Pages as source code
%%
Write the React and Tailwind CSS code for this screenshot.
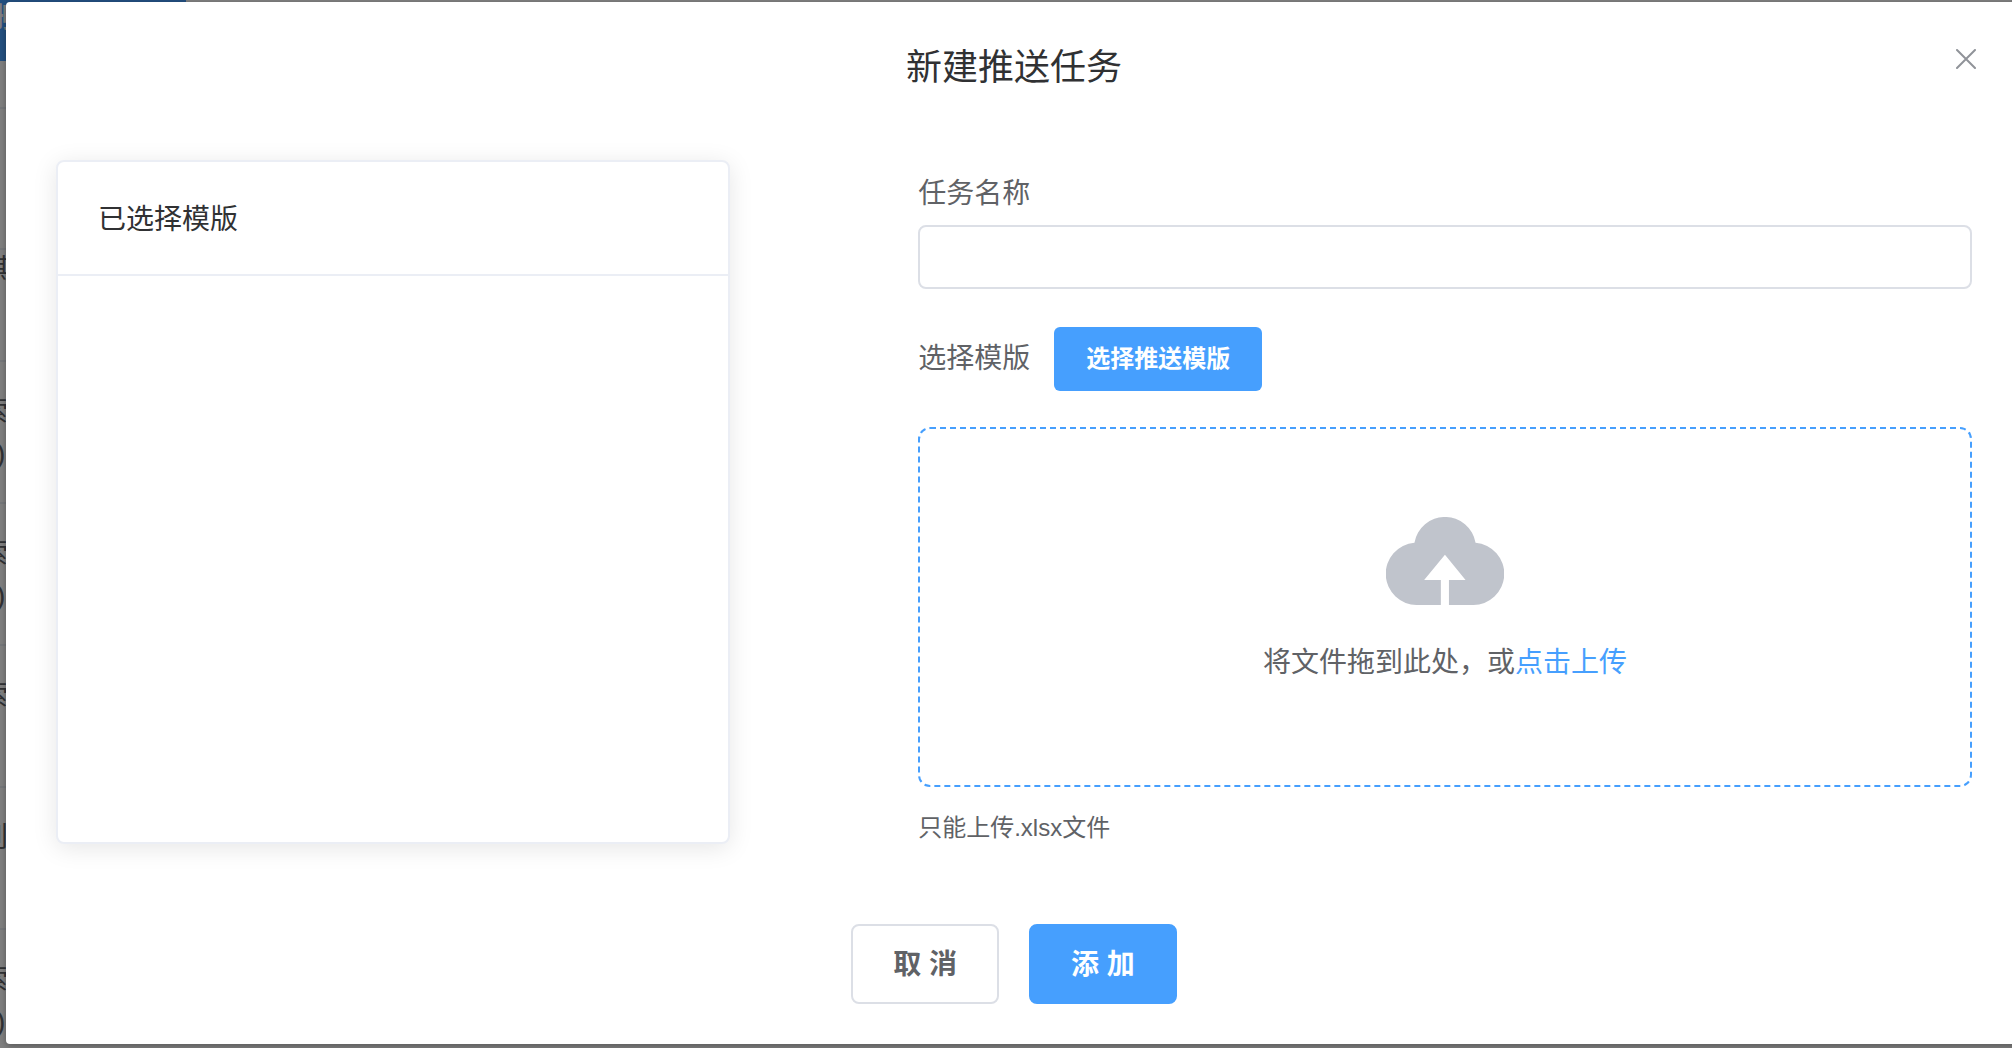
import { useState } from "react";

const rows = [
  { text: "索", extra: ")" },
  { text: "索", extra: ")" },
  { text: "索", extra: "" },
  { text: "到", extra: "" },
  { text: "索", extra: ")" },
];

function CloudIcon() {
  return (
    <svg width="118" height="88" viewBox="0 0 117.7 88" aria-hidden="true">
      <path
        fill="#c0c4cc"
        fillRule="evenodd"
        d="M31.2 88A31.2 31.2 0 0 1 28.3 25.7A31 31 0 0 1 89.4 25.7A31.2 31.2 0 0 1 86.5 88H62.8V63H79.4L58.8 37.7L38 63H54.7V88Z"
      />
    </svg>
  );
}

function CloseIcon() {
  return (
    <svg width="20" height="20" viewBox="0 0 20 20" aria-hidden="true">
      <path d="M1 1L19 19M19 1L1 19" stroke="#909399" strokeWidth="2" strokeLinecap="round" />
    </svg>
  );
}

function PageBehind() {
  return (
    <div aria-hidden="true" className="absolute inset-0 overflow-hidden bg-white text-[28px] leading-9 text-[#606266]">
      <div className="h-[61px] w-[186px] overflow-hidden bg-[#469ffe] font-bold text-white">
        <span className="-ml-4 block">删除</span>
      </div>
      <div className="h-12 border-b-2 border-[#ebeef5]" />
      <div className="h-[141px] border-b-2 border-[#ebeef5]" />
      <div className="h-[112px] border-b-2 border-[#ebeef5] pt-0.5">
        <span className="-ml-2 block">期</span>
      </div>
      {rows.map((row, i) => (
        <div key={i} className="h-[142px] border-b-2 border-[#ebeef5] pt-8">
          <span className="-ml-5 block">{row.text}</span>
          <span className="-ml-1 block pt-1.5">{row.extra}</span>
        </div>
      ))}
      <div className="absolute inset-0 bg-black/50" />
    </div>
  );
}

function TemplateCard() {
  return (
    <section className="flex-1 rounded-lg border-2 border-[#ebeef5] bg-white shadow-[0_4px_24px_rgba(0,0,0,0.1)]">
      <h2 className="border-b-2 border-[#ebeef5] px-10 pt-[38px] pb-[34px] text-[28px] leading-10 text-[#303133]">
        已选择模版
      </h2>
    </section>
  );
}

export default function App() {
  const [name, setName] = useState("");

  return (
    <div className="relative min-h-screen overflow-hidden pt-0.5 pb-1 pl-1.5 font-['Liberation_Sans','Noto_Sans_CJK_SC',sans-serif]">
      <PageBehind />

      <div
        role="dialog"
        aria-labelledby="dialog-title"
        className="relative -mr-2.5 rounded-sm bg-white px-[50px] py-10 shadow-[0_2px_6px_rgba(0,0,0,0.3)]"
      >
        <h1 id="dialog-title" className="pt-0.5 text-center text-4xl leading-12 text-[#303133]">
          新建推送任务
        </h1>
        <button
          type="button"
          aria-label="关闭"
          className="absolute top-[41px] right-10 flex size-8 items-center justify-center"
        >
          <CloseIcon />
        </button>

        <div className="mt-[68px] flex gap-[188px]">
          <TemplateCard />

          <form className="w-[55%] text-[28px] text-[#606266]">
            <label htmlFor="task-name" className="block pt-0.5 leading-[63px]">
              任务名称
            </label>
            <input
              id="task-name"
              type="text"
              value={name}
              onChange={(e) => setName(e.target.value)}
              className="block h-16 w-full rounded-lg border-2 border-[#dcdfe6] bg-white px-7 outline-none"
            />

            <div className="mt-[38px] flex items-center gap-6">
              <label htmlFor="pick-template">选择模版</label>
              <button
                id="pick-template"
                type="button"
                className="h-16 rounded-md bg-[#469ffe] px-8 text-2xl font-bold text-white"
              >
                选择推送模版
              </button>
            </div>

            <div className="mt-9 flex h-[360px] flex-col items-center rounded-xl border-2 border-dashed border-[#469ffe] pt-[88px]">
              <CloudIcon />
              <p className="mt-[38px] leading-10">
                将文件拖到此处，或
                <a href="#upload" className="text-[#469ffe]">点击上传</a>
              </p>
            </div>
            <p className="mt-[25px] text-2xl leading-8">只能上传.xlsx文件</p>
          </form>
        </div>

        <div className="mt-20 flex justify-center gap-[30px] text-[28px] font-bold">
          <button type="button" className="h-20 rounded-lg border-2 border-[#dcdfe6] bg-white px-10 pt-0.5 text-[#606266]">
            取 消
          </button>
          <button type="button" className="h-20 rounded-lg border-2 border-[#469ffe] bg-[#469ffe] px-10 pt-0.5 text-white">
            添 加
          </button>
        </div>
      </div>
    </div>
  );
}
%%
%%
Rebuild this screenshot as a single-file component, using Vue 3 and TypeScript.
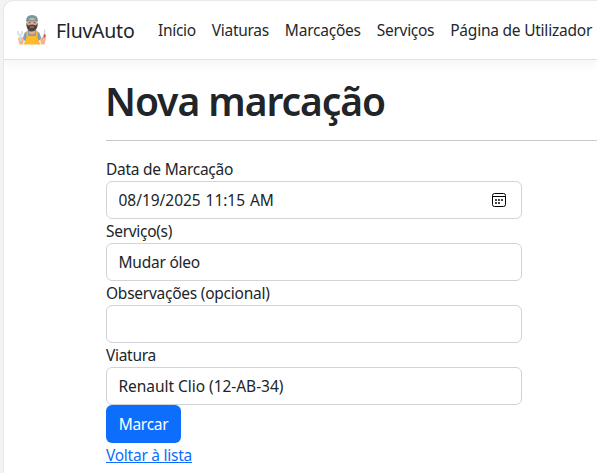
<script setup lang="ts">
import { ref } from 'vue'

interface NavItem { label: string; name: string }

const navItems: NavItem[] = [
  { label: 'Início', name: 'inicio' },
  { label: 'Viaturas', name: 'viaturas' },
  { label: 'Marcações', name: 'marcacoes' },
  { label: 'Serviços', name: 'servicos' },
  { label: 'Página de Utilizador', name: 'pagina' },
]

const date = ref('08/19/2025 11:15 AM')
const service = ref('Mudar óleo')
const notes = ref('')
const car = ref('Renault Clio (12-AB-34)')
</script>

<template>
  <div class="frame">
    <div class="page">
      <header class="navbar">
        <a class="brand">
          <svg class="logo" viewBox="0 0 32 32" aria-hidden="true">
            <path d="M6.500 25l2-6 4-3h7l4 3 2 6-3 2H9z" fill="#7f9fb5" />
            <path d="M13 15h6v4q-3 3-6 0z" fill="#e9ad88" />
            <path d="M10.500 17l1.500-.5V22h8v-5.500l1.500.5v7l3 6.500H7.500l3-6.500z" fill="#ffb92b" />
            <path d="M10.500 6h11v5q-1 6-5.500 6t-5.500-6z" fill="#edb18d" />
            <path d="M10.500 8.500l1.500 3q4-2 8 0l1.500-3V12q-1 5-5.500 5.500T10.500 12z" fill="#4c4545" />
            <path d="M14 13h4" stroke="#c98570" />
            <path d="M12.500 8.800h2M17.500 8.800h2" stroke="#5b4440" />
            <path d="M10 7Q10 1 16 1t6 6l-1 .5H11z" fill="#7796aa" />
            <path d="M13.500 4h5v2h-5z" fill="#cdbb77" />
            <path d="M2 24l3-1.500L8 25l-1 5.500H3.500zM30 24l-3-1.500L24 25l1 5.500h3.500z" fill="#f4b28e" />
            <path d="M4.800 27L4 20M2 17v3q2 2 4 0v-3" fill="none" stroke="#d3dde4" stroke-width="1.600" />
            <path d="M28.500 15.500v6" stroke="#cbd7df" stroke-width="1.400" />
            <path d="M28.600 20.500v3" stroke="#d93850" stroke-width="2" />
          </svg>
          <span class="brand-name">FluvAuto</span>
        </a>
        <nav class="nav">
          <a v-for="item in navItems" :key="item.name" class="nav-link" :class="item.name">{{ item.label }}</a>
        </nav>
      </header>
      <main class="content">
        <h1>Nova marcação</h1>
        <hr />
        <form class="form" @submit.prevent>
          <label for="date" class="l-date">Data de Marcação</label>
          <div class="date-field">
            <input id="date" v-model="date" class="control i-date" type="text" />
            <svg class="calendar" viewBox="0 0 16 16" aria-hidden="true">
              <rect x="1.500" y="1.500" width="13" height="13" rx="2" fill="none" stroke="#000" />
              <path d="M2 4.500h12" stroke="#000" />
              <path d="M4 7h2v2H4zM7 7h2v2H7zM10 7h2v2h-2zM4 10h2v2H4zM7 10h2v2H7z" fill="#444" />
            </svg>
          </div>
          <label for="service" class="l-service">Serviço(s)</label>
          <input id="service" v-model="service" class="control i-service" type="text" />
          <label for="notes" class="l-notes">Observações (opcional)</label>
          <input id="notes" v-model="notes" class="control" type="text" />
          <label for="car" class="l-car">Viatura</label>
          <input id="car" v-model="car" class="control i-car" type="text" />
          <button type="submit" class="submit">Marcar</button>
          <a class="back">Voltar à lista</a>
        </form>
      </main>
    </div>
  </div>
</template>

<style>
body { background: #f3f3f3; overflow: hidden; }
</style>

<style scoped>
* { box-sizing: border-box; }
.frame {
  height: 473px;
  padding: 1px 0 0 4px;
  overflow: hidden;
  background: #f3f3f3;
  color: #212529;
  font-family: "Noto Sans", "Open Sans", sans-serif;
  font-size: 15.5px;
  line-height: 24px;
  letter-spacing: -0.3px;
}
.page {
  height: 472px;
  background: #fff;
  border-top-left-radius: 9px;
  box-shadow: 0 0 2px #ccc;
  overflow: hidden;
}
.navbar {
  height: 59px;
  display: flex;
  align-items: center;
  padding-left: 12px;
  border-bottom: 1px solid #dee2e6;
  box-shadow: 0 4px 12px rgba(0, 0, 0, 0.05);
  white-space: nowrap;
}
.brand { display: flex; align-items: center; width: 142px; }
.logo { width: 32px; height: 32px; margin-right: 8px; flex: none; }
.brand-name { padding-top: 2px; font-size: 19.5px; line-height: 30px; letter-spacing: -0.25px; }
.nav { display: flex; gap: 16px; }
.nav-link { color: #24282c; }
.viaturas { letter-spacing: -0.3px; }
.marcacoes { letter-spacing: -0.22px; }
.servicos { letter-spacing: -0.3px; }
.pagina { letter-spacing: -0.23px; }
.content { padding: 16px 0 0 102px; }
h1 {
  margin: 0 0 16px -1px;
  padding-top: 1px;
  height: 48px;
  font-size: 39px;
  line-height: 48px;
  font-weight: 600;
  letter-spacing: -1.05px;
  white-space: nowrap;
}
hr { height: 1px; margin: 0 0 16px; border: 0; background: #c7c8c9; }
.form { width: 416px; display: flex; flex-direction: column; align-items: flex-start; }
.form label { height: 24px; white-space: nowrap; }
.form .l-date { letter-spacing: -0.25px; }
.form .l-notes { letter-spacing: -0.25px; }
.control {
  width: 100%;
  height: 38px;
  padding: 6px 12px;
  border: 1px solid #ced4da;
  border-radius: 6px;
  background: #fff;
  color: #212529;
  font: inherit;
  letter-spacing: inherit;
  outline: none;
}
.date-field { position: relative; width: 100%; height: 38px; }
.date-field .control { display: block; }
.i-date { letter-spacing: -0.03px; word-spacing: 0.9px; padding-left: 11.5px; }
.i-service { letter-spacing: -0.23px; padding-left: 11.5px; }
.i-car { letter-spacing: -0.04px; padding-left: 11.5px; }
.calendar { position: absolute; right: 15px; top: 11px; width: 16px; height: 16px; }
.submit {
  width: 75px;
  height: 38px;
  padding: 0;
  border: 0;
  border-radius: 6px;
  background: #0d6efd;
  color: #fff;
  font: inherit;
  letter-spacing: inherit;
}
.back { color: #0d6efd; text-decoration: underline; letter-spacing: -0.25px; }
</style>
%%
- [What is being asked] Pull out every line of the records above that contains the word "screenshot".

- [Exercise answer]
Write the React and Tailwind CSS code for this screenshot.
Rebuild this screenshot as a single-file component, using Vue 3 and TypeScript.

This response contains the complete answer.